* _Description of the task_: Set down the full listing exactly as given. Any pictures are to be left out.

[start of Recorded information]

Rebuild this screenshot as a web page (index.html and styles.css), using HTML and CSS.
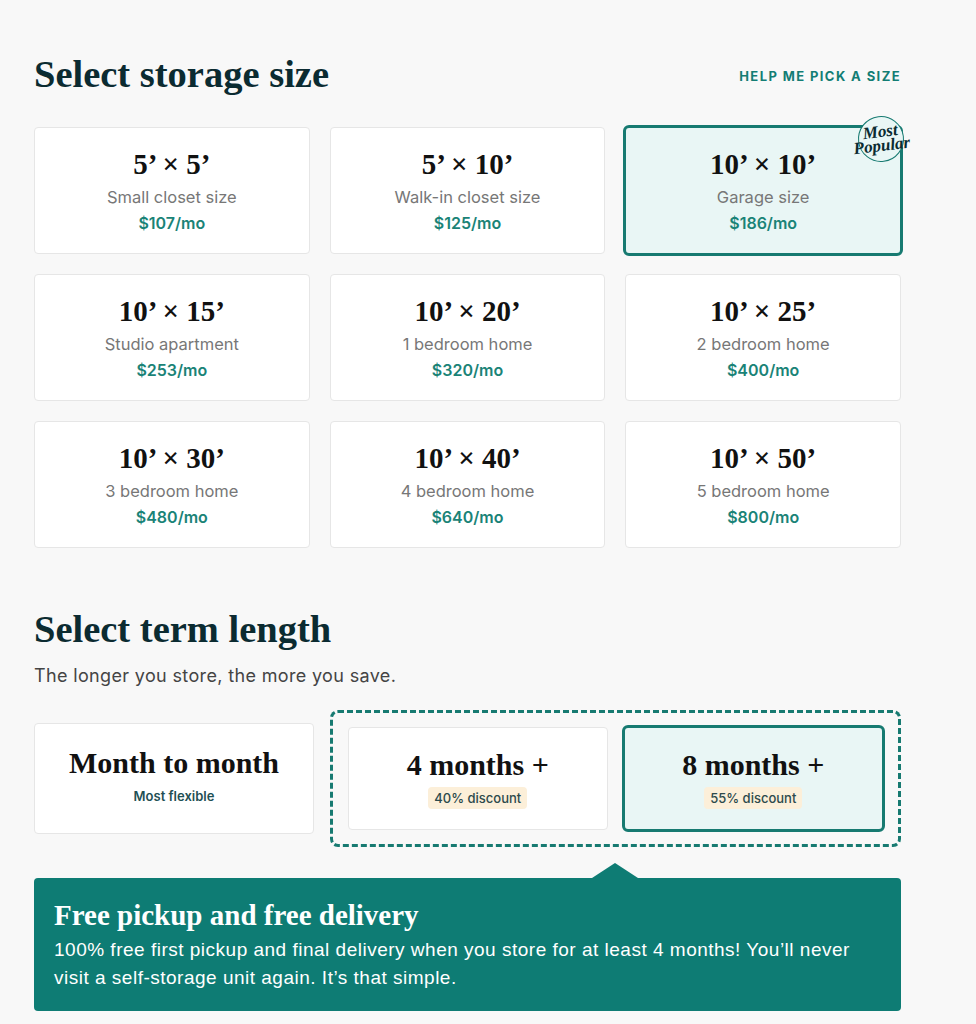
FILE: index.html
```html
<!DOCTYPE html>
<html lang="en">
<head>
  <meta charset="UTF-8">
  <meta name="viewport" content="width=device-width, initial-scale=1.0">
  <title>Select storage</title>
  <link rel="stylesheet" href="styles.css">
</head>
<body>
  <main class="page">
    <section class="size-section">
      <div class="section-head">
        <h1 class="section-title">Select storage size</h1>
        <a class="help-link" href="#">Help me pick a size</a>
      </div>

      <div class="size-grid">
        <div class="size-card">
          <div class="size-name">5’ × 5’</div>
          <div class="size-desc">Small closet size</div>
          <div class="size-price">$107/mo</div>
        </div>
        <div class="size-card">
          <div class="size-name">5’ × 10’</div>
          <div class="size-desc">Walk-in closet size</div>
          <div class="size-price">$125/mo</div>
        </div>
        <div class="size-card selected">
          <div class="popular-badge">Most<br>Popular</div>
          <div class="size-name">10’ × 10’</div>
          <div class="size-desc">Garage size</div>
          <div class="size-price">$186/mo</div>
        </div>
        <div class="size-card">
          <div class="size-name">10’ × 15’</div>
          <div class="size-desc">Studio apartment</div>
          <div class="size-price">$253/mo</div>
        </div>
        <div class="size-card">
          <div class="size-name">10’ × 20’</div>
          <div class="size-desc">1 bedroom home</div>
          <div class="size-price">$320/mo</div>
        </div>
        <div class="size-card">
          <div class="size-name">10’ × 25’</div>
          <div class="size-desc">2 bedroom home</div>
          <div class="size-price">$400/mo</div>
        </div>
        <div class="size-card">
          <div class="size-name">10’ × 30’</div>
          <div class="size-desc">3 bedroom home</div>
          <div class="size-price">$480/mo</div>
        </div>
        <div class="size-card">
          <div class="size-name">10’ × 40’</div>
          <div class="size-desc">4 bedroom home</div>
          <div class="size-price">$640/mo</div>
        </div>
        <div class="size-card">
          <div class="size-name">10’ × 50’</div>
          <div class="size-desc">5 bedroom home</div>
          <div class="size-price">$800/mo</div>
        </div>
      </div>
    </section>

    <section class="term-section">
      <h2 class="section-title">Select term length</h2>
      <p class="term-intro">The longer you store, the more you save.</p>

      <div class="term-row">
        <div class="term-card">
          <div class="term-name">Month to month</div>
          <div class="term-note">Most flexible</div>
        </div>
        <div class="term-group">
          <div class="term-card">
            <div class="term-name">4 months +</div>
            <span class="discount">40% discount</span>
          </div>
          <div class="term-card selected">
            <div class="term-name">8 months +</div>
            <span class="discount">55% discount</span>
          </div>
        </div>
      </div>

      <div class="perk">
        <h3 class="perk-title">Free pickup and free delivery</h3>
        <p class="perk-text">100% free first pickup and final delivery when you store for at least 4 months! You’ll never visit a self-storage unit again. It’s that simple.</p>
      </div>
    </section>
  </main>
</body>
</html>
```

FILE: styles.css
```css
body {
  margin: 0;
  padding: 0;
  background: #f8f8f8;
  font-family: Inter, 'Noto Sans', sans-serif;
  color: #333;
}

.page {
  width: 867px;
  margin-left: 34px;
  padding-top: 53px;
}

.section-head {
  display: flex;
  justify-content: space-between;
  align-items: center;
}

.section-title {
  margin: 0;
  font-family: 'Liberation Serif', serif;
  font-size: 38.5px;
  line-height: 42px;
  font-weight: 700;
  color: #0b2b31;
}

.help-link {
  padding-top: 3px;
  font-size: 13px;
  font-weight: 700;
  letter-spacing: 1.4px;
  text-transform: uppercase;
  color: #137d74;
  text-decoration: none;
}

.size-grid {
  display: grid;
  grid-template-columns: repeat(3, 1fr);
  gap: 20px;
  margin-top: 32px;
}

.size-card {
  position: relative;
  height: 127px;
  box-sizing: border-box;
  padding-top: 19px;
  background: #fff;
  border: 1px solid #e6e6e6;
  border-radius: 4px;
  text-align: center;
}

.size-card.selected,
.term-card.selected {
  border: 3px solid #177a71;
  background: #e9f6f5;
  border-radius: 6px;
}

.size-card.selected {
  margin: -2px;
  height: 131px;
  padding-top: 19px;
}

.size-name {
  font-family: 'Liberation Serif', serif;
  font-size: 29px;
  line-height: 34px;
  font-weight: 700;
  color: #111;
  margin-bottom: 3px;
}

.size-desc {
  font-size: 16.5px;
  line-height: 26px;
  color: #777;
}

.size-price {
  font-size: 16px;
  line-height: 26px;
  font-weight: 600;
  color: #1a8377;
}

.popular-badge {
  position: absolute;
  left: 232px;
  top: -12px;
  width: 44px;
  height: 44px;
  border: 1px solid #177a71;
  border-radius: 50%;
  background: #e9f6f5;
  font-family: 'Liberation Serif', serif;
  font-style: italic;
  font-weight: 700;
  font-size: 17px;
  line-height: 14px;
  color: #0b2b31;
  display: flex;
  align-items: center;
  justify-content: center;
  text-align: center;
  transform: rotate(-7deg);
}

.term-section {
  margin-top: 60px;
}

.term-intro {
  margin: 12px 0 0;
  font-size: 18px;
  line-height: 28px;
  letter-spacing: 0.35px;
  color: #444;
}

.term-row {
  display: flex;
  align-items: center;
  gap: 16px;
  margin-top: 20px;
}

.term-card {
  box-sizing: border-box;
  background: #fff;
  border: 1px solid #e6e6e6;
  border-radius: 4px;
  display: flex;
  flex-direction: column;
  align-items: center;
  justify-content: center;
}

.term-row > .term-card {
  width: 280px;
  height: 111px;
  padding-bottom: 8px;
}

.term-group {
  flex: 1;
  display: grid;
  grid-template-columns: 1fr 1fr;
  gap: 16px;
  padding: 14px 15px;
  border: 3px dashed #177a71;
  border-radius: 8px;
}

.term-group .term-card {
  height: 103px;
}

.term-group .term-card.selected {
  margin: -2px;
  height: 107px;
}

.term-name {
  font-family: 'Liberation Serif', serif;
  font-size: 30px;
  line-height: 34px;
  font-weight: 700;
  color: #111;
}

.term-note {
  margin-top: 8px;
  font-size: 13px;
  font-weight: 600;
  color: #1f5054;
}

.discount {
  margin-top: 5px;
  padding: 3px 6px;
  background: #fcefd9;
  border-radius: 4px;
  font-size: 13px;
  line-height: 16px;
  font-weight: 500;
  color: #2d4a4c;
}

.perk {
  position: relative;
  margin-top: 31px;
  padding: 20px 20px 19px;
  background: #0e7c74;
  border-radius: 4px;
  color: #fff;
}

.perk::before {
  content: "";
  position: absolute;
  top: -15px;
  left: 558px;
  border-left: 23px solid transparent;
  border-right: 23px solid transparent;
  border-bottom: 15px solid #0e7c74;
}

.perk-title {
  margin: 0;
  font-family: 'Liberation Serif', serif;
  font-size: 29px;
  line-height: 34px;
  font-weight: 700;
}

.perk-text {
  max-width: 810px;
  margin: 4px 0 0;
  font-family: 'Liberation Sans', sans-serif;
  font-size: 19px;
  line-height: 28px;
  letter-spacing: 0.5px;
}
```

[end of Recorded information]

* _Output below_:
Rebuild this screenshot as a web page (index.html and styles.css), using HTML and CSS.
FILE: index.html
```html
<!DOCTYPE html>
<html lang="en">
<head>
  <meta charset="UTF-8">
  <meta name="viewport" content="width=device-width, initial-scale=1.0">
  <title>Select storage</title>
  <link rel="stylesheet" href="styles.css">
</head>
<body>
  <main class="page">
    <section class="size-section">
      <div class="section-head">
        <h1 class="section-title">Select storage size</h1>
        <a class="help-link" href="#">Help me pick a size</a>
      </div>

      <div class="size-grid">
        <div class="size-card">
          <div class="size-name">5’ × 5’</div>
          <div class="size-desc">Small closet size</div>
          <div class="size-price">$107/mo</div>
        </div>
        <div class="size-card">
          <div class="size-name">5’ × 10’</div>
          <div class="size-desc">Walk-in closet size</div>
          <div class="size-price">$125/mo</div>
        </div>
        <div class="size-card selected">
          <div class="popular-badge">Most<br>Popular</div>
          <div class="size-name">10’ × 10’</div>
          <div class="size-desc">Garage size</div>
          <div class="size-price">$186/mo</div>
        </div>
        <div class="size-card">
          <div class="size-name">10’ × 15’</div>
          <div class="size-desc">Studio apartment</div>
          <div class="size-price">$253/mo</div>
        </div>
        <div class="size-card">
          <div class="size-name">10’ × 20’</div>
          <div class="size-desc">1 bedroom home</div>
          <div class="size-price">$320/mo</div>
        </div>
        <div class="size-card">
          <div class="size-name">10’ × 25’</div>
          <div class="size-desc">2 bedroom home</div>
          <div class="size-price">$400/mo</div>
        </div>
        <div class="size-card">
          <div class="size-name">10’ × 30’</div>
          <div class="size-desc">3 bedroom home</div>
          <div class="size-price">$480/mo</div>
        </div>
        <div class="size-card">
          <div class="size-name">10’ × 40’</div>
          <div class="size-desc">4 bedroom home</div>
          <div class="size-price">$640/mo</div>
        </div>
        <div class="size-card">
          <div class="size-name">10’ × 50’</div>
          <div class="size-desc">5 bedroom home</div>
          <div class="size-price">$800/mo</div>
        </div>
      </div>
    </section>

    <section class="term-section">
      <h2 class="section-title">Select term length</h2>
      <p class="term-intro">The longer you store, the more you save.</p>

      <div class="term-row">
        <div class="term-card">
          <div class="term-name">Month to month</div>
          <div class="term-note">Most flexible</div>
        </div>
        <div class="term-group">
          <div class="term-card">
            <div class="term-name">4 months +</div>
            <span class="discount">40% discount</span>
          </div>
          <div class="term-card selected">
            <div class="term-name">8 months +</div>
            <span class="discount">55% discount</span>
          </div>
        </div>
      </div>

      <div class="perk">
        <h3 class="perk-title">Free pickup and free delivery</h3>
        <p class="perk-text">100% free first pickup and final delivery when you store for at least 4 months! You’ll never visit a self-storage unit again. It’s that simple.</p>
      </div>
    </section>
  </main>
</body>
</html>
```

FILE: styles.css
```css
body {
  margin: 0;
  padding: 0;
  background: #f8f8f8;
  font-family: Inter, 'Noto Sans', sans-serif;
  color: #333;
}

.page {
  width: 867px;
  margin-left: 34px;
  padding-top: 53px;
}

.section-head {
  display: flex;
  justify-content: space-between;
  align-items: center;
}

.section-title {
  margin: 0;
  font-family: 'Liberation Serif', serif;
  font-size: 38.5px;
  line-height: 42px;
  font-weight: 700;
  color: #0b2b31;
}

.help-link {
  padding-top: 3px;
  font-size: 13px;
  font-weight: 700;
  letter-spacing: 1.4px;
  text-transform: uppercase;
  color: #137d74;
  text-decoration: none;
}

.size-grid {
  display: grid;
  grid-template-columns: repeat(3, 1fr);
  gap: 20px;
  margin-top: 32px;
}

.size-card {
  position: relative;
  height: 127px;
  box-sizing: border-box;
  padding-top: 19px;
  background: #fff;
  border: 1px solid #e6e6e6;
  border-radius: 4px;
  text-align: center;
}

.size-card.selected,
.term-card.selected {
  border: 3px solid #177a71;
  background: #e9f6f5;
  border-radius: 6px;
}

.size-card.selected {
  margin: -2px;
  height: 131px;
  padding-top: 19px;
}

.size-name {
  font-family: 'Liberation Serif', serif;
  font-size: 29px;
  line-height: 34px;
  font-weight: 700;
  color: #111;
  margin-bottom: 3px;
}

.size-desc {
  font-size: 16.5px;
  line-height: 26px;
  color: #777;
}

.size-price {
  font-size: 16px;
  line-height: 26px;
  font-weight: 600;
  color: #1a8377;
}

.popular-badge {
  position: absolute;
  left: 232px;
  top: -12px;
  width: 44px;
  height: 44px;
  border: 1px solid #177a71;
  border-radius: 50%;
  background: #e9f6f5;
  font-family: 'Liberation Serif', serif;
  font-style: italic;
  font-weight: 700;
  font-size: 17px;
  line-height: 14px;
  color: #0b2b31;
  display: flex;
  align-items: center;
  justify-content: center;
  text-align: center;
  transform: rotate(-7deg);
}

.term-section {
  margin-top: 60px;
}

.term-intro {
  margin: 12px 0 0;
  font-size: 18px;
  line-height: 28px;
  letter-spacing: 0.35px;
  color: #444;
}

.term-row {
  display: flex;
  align-items: center;
  gap: 16px;
  margin-top: 20px;
}

.term-card {
  box-sizing: border-box;
  background: #fff;
  border: 1px solid #e6e6e6;
  border-radius: 4px;
  display: flex;
  flex-direction: column;
  align-items: center;
  justify-content: center;
}

.term-row > .term-card {
  width: 280px;
  height: 111px;
  padding-bottom: 8px;
}

.term-group {
  flex: 1;
  display: grid;
  grid-template-columns: 1fr 1fr;
  gap: 16px;
  padding: 14px 15px;
  border: 3px dashed #177a71;
  border-radius: 8px;
}

.term-group .term-card {
  height: 103px;
}

.term-group .term-card.selected {
  margin: -2px;
  height: 107px;
}

.term-name {
  font-family: 'Liberation Serif', serif;
  font-size: 30px;
  line-height: 34px;
  font-weight: 700;
  color: #111;
}

.term-note {
  margin-top: 8px;
  font-size: 13px;
  font-weight: 600;
  color: #1f5054;
}

.discount {
  margin-top: 5px;
  padding: 3px 6px;
  background: #fcefd9;
  border-radius: 4px;
  font-size: 13px;
  line-height: 16px;
  font-weight: 500;
  color: #2d4a4c;
}

.perk {
  position: relative;
  margin-top: 31px;
  padding: 20px 20px 19px;
  background: #0e7c74;
  border-radius: 4px;
  color: #fff;
}

.perk::before {
  content: "";
  position: absolute;
  top: -15px;
  left: 558px;
  border-left: 23px solid transparent;
  border-right: 23px solid transparent;
  border-bottom: 15px solid #0e7c74;
}

.perk-title {
  margin: 0;
  font-family: 'Liberation Serif', serif;
  font-size: 29px;
  line-height: 34px;
  font-weight: 700;
}

.perk-text {
  max-width: 810px;
  margin: 4px 0 0;
  font-family: 'Liberation Sans', sans-serif;
  font-size: 19px;
  line-height: 28px;
  letter-spacing: 0.5px;
}
```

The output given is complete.